Sans l’indépendance, l’horizon n’en finira plus de rétrécir. Un peuple ne régresse pas dans la dignité. Ses gérants s’en tirent peut-être dans le confort, mais c’est au prix d’une déloyauté croissante, d’un enlisement dans un cynisme déshonorant. La CAQ ne l’éprouve peut-être pas encore, mais son gouvernement est bel et bien engagé sur ce sentier.

C’est ahurissant de voir que même les opposants ne parviennent pas à lire la situation avec de l’indépendance dans l’esprit. Encore moins avec un esprit d’indépendance. Ottawa mène impunément une politique d’immigration mortifère pour notre existence nationale. À coup de TransMountain, le Canada détruit les conditions de possibilité d’une stratégie climatique en plus d’infliger au Québec une part de dette astronomique et cela passe comme une lettre à la poste. La crise du logement tire une partie de ses origines dans le retrait d’Ottawa du financement du logement social depuis 1994, le régime continue de peser lourd sur l’impuissance à faire lever des solutions constructives parce qu’Ottawa dilapide la part de nos impôts qui pourrait lui être consacrée. Et cela passe avec le renoncement du gouvernement Legault à mener quelque bataille que ce soit. Il n’est même plus question d’autonomie accrue pour la province, encore moins d’un nouveau projet pour le Québec. Que des « deals » et du marketing pour faire écran.

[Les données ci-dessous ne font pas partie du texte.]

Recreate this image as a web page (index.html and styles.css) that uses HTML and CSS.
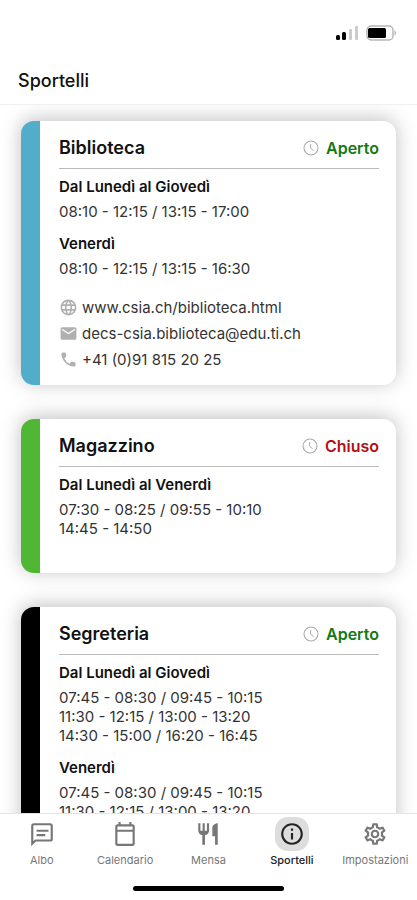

Pendant que la politique spectacle va faire tout un plat d’une élection partielle dans Jean-Talon, la province va continuer de s’enliser dans la façon de se penser dans le destin que lui trace le Canada. Il faut souhaiter que les indépendantistes du PQ et d’ailleurs, si ça se trouve, prennent distance sur les événements pour recadrer le discours public au-dessus de la politique politicienne et de l’électoralisme, pour faire voir en toute chose les contraintes du régime. Le carcan qu’il impose ne compromet pas seulement la réalisation des missions premières de notre demi-État, mais encore et surtout la capacité et la façon même de nous projeter dans un avenir en phase avec nos aspirations et dans des projets conformes à notre intérêt national.

Les moyens que réclament les maires des grandes villes se trouvent dans la part des impôts que le régime détourne vers Ottawa. Les voies de sortie de la crise du logement sont obstruées par le fouillis des compétences. La maîtrise de l’immigration et les clés de construction d’une nation pleinement française sont incompatibles avec l’utopie postnationale du Canada. Une politique culturelle digne de ce nom est impensable sans le contrôle des communications, sans les budgets requis pour inscrire la dimension culturelle dans tous les pans de notre architecture institutionnelle, pour cultiver l’amour du Québec.

La liste est aussi longue que se trouve de plus en plus courte la laisse avec laquelle ce régime nous retient. Ou bien le Québec se projette et s’empare des moyens requis pour ses aspirations ou bien la province se laisse glisser dans le climat dépresseur qui fait le lit de la politique des lamentations.

Pour entreprendre avec succès, il faut bien lire la situation, bien comprendre comment peuvent se mobiliser nos moyens et se construire les victoires. Les indépendantistes, et plus largement les Québécois, ont du mal à sortir de l’esprit de défaite. L’orgueil et l’audace apparaissent encore à un trop grand nombre comme hors de propos, dès lors qu’il s’agit de se penser comme une nation.

Le paternalisme de la CAQ et la bonhommie dégoulinante de François Legault ne feront qu’un temps. Les indépendantistes peuvent le rendre plus court s’ils se donnent les moyens de convier les Québécois à relever la tête plutôt qu’à détourner le regard. En leur faisant voir en toute chose les limites du régime et leur effet toxique. De vrais projets ne sont possibles que si collectivement nous savons les inscrire dans le réel, autrement ce ne sont que des alibis compensatoires pour maquiller le renoncement à soi.

La politique provinciale est faite plus que jamais de petites et grandes restrictions mentales qui rapprochent chaque jour davantage ses artisans de la ligne fatidique. La minimisation des pertes, l’acceptation sans riposte de l’humiliation, le consentement à laisser déporter son peuple dans une médiocrité consentie, c’est la logique inhérente de la politique qui refuse de combattre le régime. Les crises qui se multiplient et qui vont gagner en intensité infligeant des souffrances, qui vont nourrir l’autodénigrement, ont déjà commencé de tresser le nœud. Léon Dion parlait jadis de négocier avec le Canada avec le couteau sur la gorge. François Legault prône désormais de s’en accommoder avec le nœud autour du cou. Il ira en se resserrant, mais sans briser la nuque : le régime nous aime en état de sous-oxygénation, c’est ainsi qu’il peut le mieux tirer profit de l’assujettissement avec lequel il pille nos ressources et parasite nos potentialités.

Il n’est pas possible de raccorder le Québec avec le goût qu’il a déjà eu pour lui-même sans le raccorder avec le goût de la liberté.